It’s a sad truth in life that nothing lasts forever. And yet, the more things change, the more they stay the same. Patterns and history repeat as external forces exert pressure on them, and it’s easy to get swallowed up by it all, to give in to those forces and let the tide take you in the opposite direction of where you want to go. The Dirty Nil, however, are one of the exceptions to that rule. That’s something increasingly rare in and of itself, and more so within the music industry. But since forming in high school in 2006, the band have remained staunchly dedicated to their ideals of putting their music first.
They released their debut album, Higher Power, in 2016 – after a long string of singles and EPs, many of which were self-released, in case you were wondering why it took so long – and then won the Breakthrough Group Of The Year award at the 2017 Juno Awards, the Canadian equivalent of the GRAMMYs. Second album, Master Volume, came out in 2018, followed by the brilliantly-titled (and just brilliant) Fuck Art in 2021. It was around that time, however, that The Dirty Nil felt those external forces trying to reshape who they were to capitalise – in every sense of that word – on the reputation the band had built for themselves over the past decade or so. What had started as something joyous was being derailed, and turned into something it was never meant to be.

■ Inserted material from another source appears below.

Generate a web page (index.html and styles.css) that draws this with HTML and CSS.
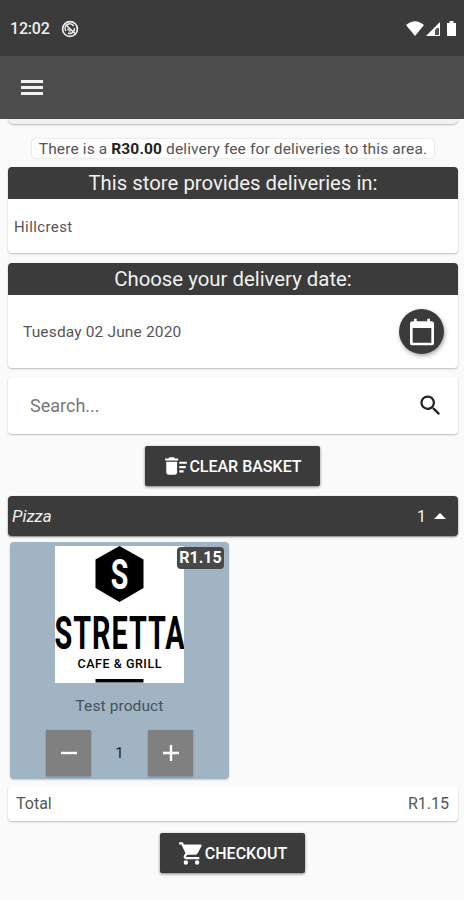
FILE: index.html
```html
<!DOCTYPE html>
<html lang="en">
<head>
<meta charset="UTF-8">
<meta name="viewport" content="width=device-width, initial-scale=1.0">
<title>Store</title>
<link rel="stylesheet" href="styles.css">
</head>
<body>
<div class="status-bar">
  <span class="clock">12:02</span>
  <svg class="status-app" width="18" height="18" viewBox="0 0 18 18">
    <circle cx="9" cy="9" r="7.4" fill="none" stroke="#eee" stroke-width="1.7"/>
    <path d="M4.800 11a4.600 4.600 0 0 1 7.800-5M13.400 8a4.600 4.600 0 0 1-6.400 5M4.500 4.500l9.500 9" fill="none" stroke="#eee" stroke-width="1.500"/>
    <path d="M6.500 8.500l3 3" stroke="#ccc" stroke-width="2"/>
  </svg>
  <svg class="status-icons" width="52" height="18" viewBox="0 0 52 18">
    <path d="M0 5Q9-2.600 18 5L9 16z" fill="#fff"/>
    <path d="M34 2v14H20z" fill="#fff"/>
    <path d="M31 8h2v7h-4v-5z" fill="#555"/>
    <path d="M41 3h2.500V1h4v2H50v13H41z" fill="#fff"/>
  </svg>
</div>
<header class="app-bar">
  <button class="menu-button" aria-label="Menu">
    <span></span><span></span><span></span>
  </button>
</header>

<main class="store">
  <div class="card card-tail"></div>

  <p class="notice">There is a <b>R30.00</b> delivery fee for deliveries to this area.</p>

  <section class="card areas">
    <h2>This store provides deliveries in:</h2>
    <div class="card-body">Hillcrest</div>
  </section>

  <section class="card delivery">
    <h2>Choose your delivery date:</h2>
    <div class="card-body">
      <span>Tuesday 02 June 2020</span>
      <button class="date-button" aria-label="Pick a date">
        <svg width="32" height="32" viewBox="0 0 24 24"><path fill="#fff" d="M19 4h-1V2h-2v2H8V2H6v2H5a2 2 0 0 0-2 2v14a2 2 0 0 0 2 2h14a2 2 0 0 0 2-2V6a2 2 0 0 0-2-2zm0 16H5V9h14z"/></svg>
      </button>
    </div>
  </section>

  <div class="card search">
    <span>Search...</span>
    <svg width="27" height="27" viewBox="0 0 24 24"><path fill="#222" d="M15.500 14h-.79l-.28-.27A6.470 6.470 0 0 0 16 9.500 6.500 6.500 0 1 0 9.500 16c1.610 0 3.090-.59 4.230-1.570l.27.28v.79l5 4.990L20.490 19zm-6 0a4.500 4.500 0 1 1 0-9 4.500 4.500 0 0 1 0 9z"/></svg>
  </div>

  <button class="action clear">
    <svg width="26" height="26" viewBox="0 0 24 24"><path fill="#fff" d="M15 16h4v2h-4zm0-8h7v2h-7zm0 4h6v2h-6zM3 18c0 1.100.9 2 2 2h6c1.100 0 2-.9 2-2V8H3zM14 5h-3l-1-1H6L5 5H2v2h12z"/></svg>
    <span>CLEAR BASKET</span>
  </button>

  <div class="category">
    <em>Pizza</em>
    <span class="count">1</span>
    <span class="arrow"></span>
  </div>

  <article class="product">
    <span class="price">R1.15</span>
    <svg class="logo" width="129" height="137" viewBox="0 0 129 137">
      <rect width="129" height="137" fill="#fff"/>
      <path d="M64.500 0L88.500 13.500V42L64.500 56 40.500 42V13.500z"/>
      <text class="logo-s" transform="translate(64.500 43) scale(.68 1)" text-anchor="middle">S</text>
      <text class="logo-name" transform="translate(-.5 103) scale(.62 1)" textLength="210" lengthAdjust="spacing">STRETTA</text>
      <text class="logo-sub" x="22.500" y="122" textLength="84" lengthAdjust="spacing">CAFE &amp; GRILL</text>
      <rect x="40.500" y="133" width="48" height="3.500"/>
    </svg>
    <div class="name">Test product</div>
    <div class="quantity">
      <button aria-label="Remove one"><svg width="18" height="18" viewBox="0 0 18 18"><path d="M1 9h16" stroke="#fff" stroke-width="2.400"/></svg></button>
      <span>1</span>
      <button aria-label="Add one"><svg width="18" height="18" viewBox="0 0 18 18"><path d="M1 9h16M9 1v16" stroke="#fff" stroke-width="2.400"/></svg></button>
    </div>
  </article>

  <div class="card total">
    <span>Total</span>
    <span>R1.15</span>
  </div>

  <button class="action checkout">
    <svg width="27" height="27" viewBox="0 0 24 24"><path fill="#fff" d="M7 18a2 2 0 1 0 0 4 2 2 0 0 0 0-4zM1 2v2h2l3.600 7.590-1.350 2.450C4.520 15.370 5.480 17 7 17h12v-2H7.420a.25.25 0 0 1-.22-.37L8.100 13h7.450c.75 0 1.410-.41 1.750-1.030l3.580-6.490A1 1 0 0 0 20 4H5.210l-.94-2zm16 16a2 2 0 1 0 0 4 2 2 0 0 0 0-4z"/></svg>
    <span>CHECKOUT</span>
  </button>
</main>
</body>
</html>
```
FILE: styles.css
```css
* {
  box-sizing: border-box;
}
body {
  margin: 0;
  height: 900px;
  overflow: hidden;
  background-color: #fafafa;
  font-family: Roboto, "Liberation Sans", sans-serif;
  font-size: 16px;
  color: #555;
}
button {
  border: none;
  padding: 0;
  font-family: inherit;
}
svg {
  display: block;
  flex: none;
}

/* Top bars */
.status-bar {
  display: flex;
  align-items: center;
  height: 56px;
  padding: 1px 6px 0 10px;
  background-color: #3b3b3b;
  color: #eee;
}
.clock {
  width: 51px;
  font-size: 16px;
  font-weight: 500;
  letter-spacing: -0.200px;
}
.status-icons {
  margin-left: auto;
}
.app-bar {
  display: flex;
  align-items: center;
  height: 63px;
  padding: 0 21px;
  background-color: #4d4d4d;
}
.menu-button {
  display: flex;
  flex-direction: column;
  gap: 3px;
  width: 22px;
  background: none;
}
.menu-button span {
  height: 3px;
  background-color: #f2f2f2;
}

/* Cards */
.store {
  display: flex;
  flex-direction: column;
  padding: 0 6px 0 8px;
}
.card {
  background-color: #fff;
  border-radius: 4px;
  box-shadow: 0 1px 2px rgba(0, 0, 0, 0.25);
}
.card-tail {
  height: 5px;
  border-radius: 0 0 5px 5px;
  background-color: #f1f1f1;
}
.notice {
  align-self: center;
  width: 402px;
  height: 19px;
  margin: 15px 0 9px;
  border-radius: 4px;
  background-color: #fff;
  box-shadow: 0 0 2px rgba(0, 0, 0, 0.2);
  font-size: 15.500px;
  line-height: 20px;
  text-align: center;
  white-space: nowrap;
  letter-spacing: 0.130px;
}
.notice b {
  color: #222;
}
h2 {
  margin: 0;
  height: 32px;
  border-radius: 4px 4px 0 0;
  background-color: #3b3b3b;
  color: #f0f0f0;
  font-size: 20.350px;
  font-weight: 400;
  line-height: 33px;
  text-align: center;
}
.areas {
  height: 86px;
}
.areas .card-body {
  padding: 18px 6px;
  line-height: 20px;
  font-size: 15px;
  letter-spacing: 0.400px;
}
.delivery {
  height: 105px;
  margin-top: 10px;
}
.delivery .card-body {
  display: flex;
  align-items: center;
  justify-content: space-between;
  height: 73px;
  padding: 0 14px 0 15px;
  font-size: 15.500px;
  letter-spacing: 0.150px;
}
.date-button {
  display: flex;
  align-items: center;
  justify-content: center;
  width: 45px;
  height: 45px;
  border-radius: 50%;
  background-color: #3b3b3b;
  box-shadow: 1px 2px 4px rgba(0, 0, 0, 0.35);
}
.search {
  display: flex;
  align-items: center;
  justify-content: space-between;
  height: 57px;
  margin-top: 9px;
  padding: 0 14px 0 22px;
  font-size: 18px;
  color: #777;
}

/* Buttons */
.action {
  display: flex;
  align-items: center;
  align-self: center;
  justify-content: center;
  height: 40px;
  margin-right: 1px;
  border-radius: 2px;
  background-color: #3b3b3b;
  box-shadow: 0 1px 3px rgba(0, 0, 0, 0.5);
  color: #fff;
  font-size: 16px;
  font-weight: 500;
}
.clear {
  width: 175px;
  margin-top: 12px;
}
.checkout {
  width: 145px;
  margin-top: 12px;
}

/* Products */
.category {
  display: flex;
  align-items: center;
  height: 40px;
  margin-top: 10px;
  padding: 0 12px 0 4px;
  border-radius: 4px;
  background-color: #3b3b3b;
  box-shadow: 0 1px 2px rgba(0, 0, 0, 0.5);
  color: #f0f0f0;
}
.category em {
  font-size: 17px;
}
.count {
  margin-left: auto;
}
.arrow {
  margin-left: 8px;
  border: 6px solid transparent;
  border-top: 0;
  border-bottom: 6px solid #fff;
}
.product {
  position: relative;
  display: flex;
  flex-direction: column;
  align-items: center;
  width: 219px;
  height: 237px;
  margin: 6px 0 0 2px;
  padding-top: 4px;
  border-radius: 4px;
  background-color: #a0b4c4;
  box-shadow: 0 1px 2px rgba(0, 0, 0, 0.2);
}
.price {
  position: absolute;
  top: 5px;
  right: 5px;
  width: 47px;
  height: 22px;
  border-radius: 4px;
  background-color: #484848;
  color: #fff;
  font-weight: 700;
  line-height: 22px;
  text-align: center;
}
.logo-s {
  fill: #fff;
  font-size: 42px;
  font-weight: 700;
}
.logo-name {
  font-size: 46.500px;
  font-weight: 700;
}
.logo-sub {
  font-size: 12.500px;
  font-weight: 500;
}
.name {
  margin-top: 13px;
  font-size: 15.500px;
  line-height: 20px;
  color: #45525c;
  letter-spacing: 0.100px;
}
.quantity {
  display: flex;
  align-items: center;
  justify-content: space-between;
  width: 147px;
  margin-top: 14px;
  color: #222;
  font-size: 15px;
}
.quantity button {
  display: flex;
  align-items: center;
  justify-content: center;
  width: 45px;
  height: 46px;
  background-color: #808080;
  box-shadow: 0 1px 2px rgba(0, 0, 0, 0.25);
}
.total {
  display: flex;
  align-items: center;
  justify-content: space-between;
  height: 35px;
  margin-top: 7px;
  padding: 0 9px 0 8px;
}
```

“We got into this just to do it,” admits Luke humbly. “Our ambitions when we started the band consisted of, ‘Maybe we could play a show in Hamilton,’ which, for all you geography nuts, is 10 minutes down the road from where we’re from. We weren’t like, ‘Let’s be like rock’s...’”
He doesn’t finish the sentence, but was presumably going to say ‘next big thing’ or ‘new Metallica’.
“We didn’t know we could do that,” he continues. “We didn’t have anyone to look up to that could tell us, ‘Oh, here’s what you do there.’ We just stumbled backwards into the whole thing and made a million mistakes and did one right thing here and there. But it wasn’t until the middle – where we had like some shitty management and other things where people started putting all these expectations on us, and basically trying to impose their shit on us – where things got really messed up and really un-fun.
"I can’t tell you how not fun it is to write songs when you have that kind of bullshit in your ear. What’s that Lord Of The Rings guy where he’s just sitting on the fucking throne and he’s all rotten and the guy’s like whispering in his ear? I felt like that guy.”